Stefano Agnoli, Corriere della Sera - La Lettura 27/9/2015, 27 settembre 2015
DAI MUNGITORI DI PIETRE LA NUOVA VITA DEL GAS
Rivoluzione. Dipendenza. Nuove rotte. Certo, per definire il mondo e l’industria che ruotano intorno al gas naturale (una fonte che copre all’incirca un quinto dei bisogni mondiali di energia) ci sono molti modi. Il primo termine, «rivoluzione», può sembrare strano o addirittura fuori luogo, visto che ci si potrebbe chiedere che cosa ci possa essere di rivoluzionario in una produzione così old economy come quella del gas.
Eppure, come definire ciò che è andato in scena negli Stati Uniti dai primi anni Duemila? La combinazione di due tecnologie in via di maturazione dagli anni Cinquanta — la fratturazione idraulica e la perforazione orizzontale — ha dato vita, quasi esclusivamente su suolo nordamericano, al boom del fracking . Ovvero dell’estrazione di gas direttamente dalla roccia madre, dal cosiddetto shale . Un metodo ambientalmente controverso ma dagli effetti dirompenti: dagli anni 2005-06 questo genere di produzione è cresciuto di 7-8 volte e oggi copre all’incirca il 40 per cento del cubo rosso relativo agli Stati Uniti che si vede qui sopra.
Una storia che dimostra inoltre quanto il settore Oil&Gas a stelle e strisce mostri una vitalità tecnologica di primo livello, che si unisce a una potenza industriale (ed economica) ancora irraggiungibile: la metà di tutti gli impianti di perforazione attivi al mondo sono americani.

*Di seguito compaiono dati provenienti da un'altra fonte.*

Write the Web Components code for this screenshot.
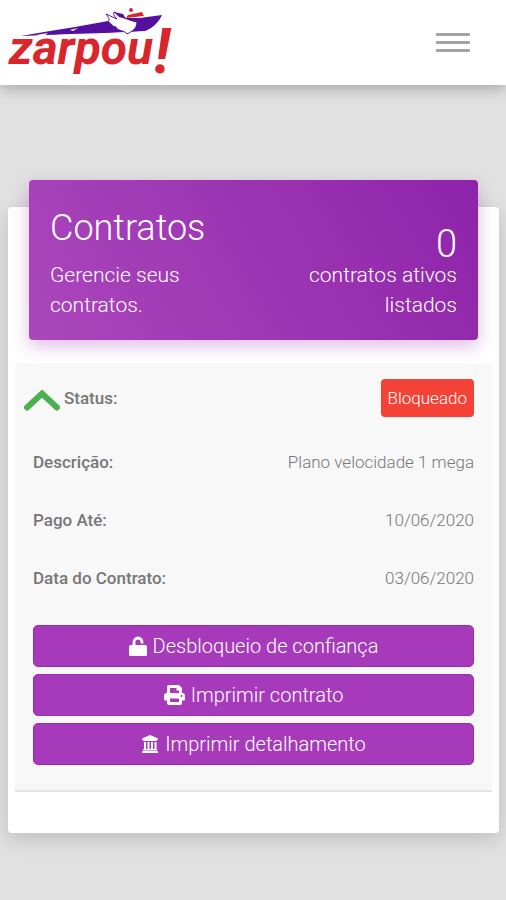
<!DOCTYPE html>
<html lang="pt-BR">
<head>
<meta charset="utf-8">
<meta name="viewport" content="width=device-width, initial-scale=1">
<title>Contratos - Zarpou!</title>
<style>
  body {
    margin: 0;
    min-height: 100vh;
    background: #e1e1e1;
    font-family: Roboto, "Liberation Sans", sans-serif;
    font-weight: 300;
  }
  main {
    padding: 95px 7px 40px 8px;
  }
</style>
</head>
<body>
  <app-header></app-header>
  <main>
    <contracts-card>
      <card-banner slot="banner">
        <span slot="title">Contratos</span>
        <span slot="subtitle">Gerencie seus contratos.</span>
        <span slot="count">0</span>
        <span slot="count-label">contratos ativos listados</span>
      </card-banner>
      <contract-row toggle>
        <span slot="label">Status:</span>
        <status-badge>Bloqueado</status-badge>
      </contract-row>
      <contract-row>
        <span slot="label">Descrição:</span>
        Plano velocidade 1 mega
      </contract-row>
      <contract-row>
        <span slot="label">Pago Até:</span>
        10/06/2020
      </contract-row>
      <contract-row>
        <span slot="label">Data do Contrato:</span>
        03/06/2020
      </contract-row>
      <action-button slot="actions" icon="unlock">Desbloqueio de confiança</action-button>
      <action-button slot="actions" icon="print">Imprimir contrato</action-button>
      <action-button slot="actions" icon="bank">Imprimir detalhamento</action-button>
    </contracts-card>
  </main>

<script>
const ICONS = {
    unlock: `<svg width="18" height="20" viewBox="0 0 18 20" aria-hidden="true">
      <path d="M5 10V6a4 4 0 0 1 8 0v1.500" fill="none" stroke="currentColor" stroke-width="2.8"/>
      <rect x="0" y="9" width="18" height="11" rx="1.6" fill="currentColor"/>
    </svg>`,
    print: `<svg width="21" height="20" viewBox="0 0 21 20" aria-hidden="true">
      <path fill="currentColor" fill-rule="evenodd" d="M5 0h10l3 3v5c2 0 3 1 3 3v3c0 1-.5 1.500-1.500 1.500H18V18c0 1.300-.7 2-2 2H5c-1.300 0-2-.7-2-2v-2.500H1.500C.5 15.500 0 15 0 14v-3c0-2 1-3 3-3V2c0-1.300.7-2 2-2zM6 3v5h9V5.500h-2.500V3zM6 13.500V17h9v-3.500zM17.500 10a1 1 0 1 0 0 2 1 1 0 0 0 0-2z"/>
    </svg>`,
    bank: `<svg width="18" height="18" viewBox="0 0 18 18" aria-hidden="true">
      <path fill="currentColor" d="M9 0l8 3.500V5h-1v1H2V5H1V3.500zM3 7h2v7H3zM6.500 7h2v7h-2zM10 7h2v7h-2zM13.500 7h2v7h-2zM2 14h14v1.500H2zM1 16h16v2H1z"/>
    </svg>`
};

class AppHeader extends HTMLElement {
    constructor() {
        super();
        this.attachShadow({ mode: 'open' });
    }

    connectedCallback() {
        this.shadowRoot.innerHTML = `
      <style>
        :host {
          display: block;
          position: relative;
        }
        header {
          display: flex;
          align-items: center;
          justify-content: space-between;
          height: 85px;
          padding: 0 36px 0 4px;
          box-sizing: border-box;
          background: #fff;
          box-shadow: 0 4px 14px rgba(0, 0, 0, 0.25);
        }
        .logo, .logo svg {
          display: block;
          overflow: visible;
        }
        .logo text {
          font-family: Roboto, "Liberation Sans", sans-serif;
          font-weight: 700;
          font-style: italic;
          fill: #d8262c;
        }
        .menu {
          display: flex;
          flex-direction: column;
          gap: 5px;
          padding: 0;
          border: none;
          background: none;
          cursor: pointer;
        }
        .menu span {
          width: 34px;
          height: 3px;
          background: #a3a3a3;
          border-radius: 1px;
        }
      </style>
      <header>
        <a class="logo" href="#" aria-label="zarpou!">
          <svg width="180" height="85" viewBox="4 0 180 85">
            <path fill="#54109f" d="M21 36L50 31 75 27 108 21 122 18 140 18 162 15C159 22 153 28 145 31 115 33 65 34 21 36z"/>
            <path fill="#fff" d="M36 35l12-2-4 3zM70 30l8-2-5 3z"/>
            <path fill="#fff" stroke="#54109f" stroke-width="1" d="M106 14C111 16 114 18 117 19 114 16 113 14 114 12 120 15 126 20 137 22 137 28 133 31 127 34 124 30 117 31 116 27 111 26 113 24 108 22 110 20 109 18 106 14z"/>
            <path fill="#54109f" d="M114 12l9 2 3 5-7-2z"/>
            <path fill="#d8262c" d="M126 18L128 15 142 12 144 16z"/>
            <circle cx="131" cy="10" r="2" fill="#d8262c"/>
            <text x="9" y="64" font-size="48">zarpou</text>
            <text x="154" y="73" font-size="62">!</text>
          </svg>
        </a>
        <button class="menu" type="button" aria-label="Menu">
          <span></span><span></span><span></span>
        </button>
      </header>
    `;
    }
}

class ContractsCard extends HTMLElement {
    constructor() {
        super();
        this.attachShadow({ mode: 'open' });
    }

    connectedCallback() {
        this.shadowRoot.innerHTML = `
      <style>
        :host {
          display: block;
        }
        .card {
          display: flow-root;
          margin-top: 27px;
          padding: 0 7px 41px;
          background: #fff;
          border-radius: 4px;
          box-shadow: 0 6px 20px rgba(0, 0, 0, 0.16);
        }
        .banner {
          display: block;
          margin: -27px 14px 23px;
        }
        .panel {
          padding: 6px 18px 25px;
          background: #f8f8f8;
          border-bottom: 2px solid #e4e4e4;
        }
        .actions {
          display: flex;
          flex-direction: column;
          gap: 7px;
          padding-top: 18px;
        }
      </style>
      <div class="card">
        <slot class="banner" name="banner"></slot>
        <section class="panel">
          <slot></slot>
          <div class="actions"><slot name="actions"></slot></div>
        </section>
      </div>
    `;
    }
}

class CardBanner extends HTMLElement {
    constructor() {
        super();
        this.attachShadow({ mode: 'open' });
    }

    connectedCallback() {
        this.shadowRoot.innerHTML = `
      <style>
        :host {
          display: flex;
          justify-content: space-between;
          padding: 24px 21px 20px;
          color: #fff;
          background: linear-gradient(60deg, #ab47bc, #8e24aa);
          border-radius: 4px;
          box-shadow: 0 6px 18px rgba(142, 36, 170, 0.3);
        }
        .left, .right {
          width: 40%;
        }
        .right {
          padding-top: 24px;
          text-align: right;
        }
        h1, p {
          margin: 0;
          font-weight: inherit;
        }
        h1 {
          font-size: 36px;
          line-height: 48px;
          margin-bottom: 8px;
        }
        .count {
          font-size: 38px;
          line-height: 32px;
        }
        .text {
          font-size: 21px;
          line-height: 30px;
        }
      </style>
      <div class="left">
        <h1><slot name="title"></slot></h1>
        <p class="text"><slot name="subtitle"></slot></p>
      </div>
      <div class="right">
        <p class="count"><slot name="count"></slot></p>
        <p class="text"><slot name="count-label"></slot></p>
      </div>
    `;
    }
}

class ContractRow extends HTMLElement {
    constructor() {
        super();
        this.attachShadow({ mode: 'open' });
    }

    connectedCallback() {
        const toggle = this.hasAttribute('toggle') ? `
        <button type="button" aria-label="Recolher contrato" aria-expanded="true">
          <svg width="36" height="24" viewBox="0 0 36 24" aria-hidden="true">
            <path d="M3 19.500L18 5.500l15 14" fill="none" stroke="#4caf50" stroke-width="6" stroke-linecap="round"/>
          </svg>
        </button>` : '';

        this.shadowRoot.innerHTML = `
      <style>
        :host {
          display: flex;
          align-items: center;
          justify-content: space-between;
          min-height: 58px;
          box-sizing: border-box;
          font-size: 17px;
          line-height: 24px;
          color: #777;
        }
        :host([toggle]) {
          min-height: 64px;
          padding-bottom: 6px;
        }
        .label {
          display: flex;
          align-items: center;
          gap: 4px;
          font-weight: 500;
        }
        button {
          display: flex;
          margin-left: -9px;
          padding: 4px 0 0;
          border: none;
          background: none;
          cursor: pointer;
        }
      </style>
      <div class="label">${toggle}<slot name="label"></slot></div>
      <div class="value"><slot></slot></div>
    `;
    }
}

class StatusBadge extends HTMLElement {
    constructor() {
        super();
        this.attachShadow({ mode: 'open' });
    }

    connectedCallback() {
        this.shadowRoot.innerHTML = `
      <style>
        :host {
          display: block;
          padding: 7px;
          font-size: 17px;
          line-height: 24px;
          color: #fff;
          background: #f44336;
          border-radius: 4px;
        }
      </style>
      <slot></slot>
    `;
    }
}

class ActionButton extends HTMLElement {
    constructor() {
        super();
        this.attachShadow({ mode: 'open' });
    }

    connectedCallback() {
        this.shadowRoot.innerHTML = `
      <style>
        :host {
          display: block;
        }
        button {
          display: flex;
          align-items: center;
          justify-content: center;
          gap: 6px;
          width: 100%;
          height: 42px;
          padding: 0 8px;
          font: inherit;
          font-size: 20px;
          color: #fff;
          background: #a63aba;
          border: 1px solid #9c2bb0;
          border-radius: 5px;
          cursor: pointer;
        }
      </style>
      <button type="button">${ICONS[this.getAttribute('icon')]}<span><slot></slot></span></button>
    `;
    }
}

customElements.define('app-header', AppHeader);
customElements.define('contracts-card', ContractsCard);
customElements.define('card-banner', CardBanner);
customElements.define('contract-row', ContractRow);
customElements.define('status-badge', StatusBadge);
customElements.define('action-button', ActionButton);
</script>
</body>
</html>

Al gradino appena più basso, quello della Russia (secondo produttore del pianeta), non si può non affiancare la dicitura «dipendenza». Nel senso di dipendenza dal gas di origine siberiana, che fa di Mosca il fornitore principale dell’Europa con una quota di poco inferiore al 40 per cento. È un fattore geopolitico dei giorni nostri, che mostra con pochi semplici numeri la debolezza dell’Europa, costretta ad appoggiarsi per più di metà dei suoi fabbisogni energetici (il 53 per cento per la precisione, comprendendo anche il petrolio) a regimi di dubbie credenziali democratiche o a sultanati mascherati da repubbliche ai quali sborsa, ogni anno, la bellezza di 400 miliardi di dollari.
Le nuove rotte, infine, sono una necessità, una conseguenza logica della dipendenza. Il motivo per cui da almeno dieci anni l’Unione Europea sta cercando di implementare quanto meno un «corridoio Sud», una linea alternativa a Russia, Algeria e Libia che consenta di portare il gas del Caspio, e forse dell’Iran, verso Occidente. Non una garanzia di sicurezza «geopolitica» ma almeno una diversificazione importante. E se si consolidassero i ritrovamenti nel Levante mediterraneo, come l’ultimo «supergiant» scoperto dall’Eni al largo dell’Egitto (il giacimento di Zohr), un’altra via si potrebbe aprire. Altrettanto importante, sempre per l’Europa, sarebbe sbloccare i «tappi» interni che impediscono di trasportare liberamente il gas da sud a nord o da est a ovest. Una partita in cui l’Italia ha un ruolo importante da giocare.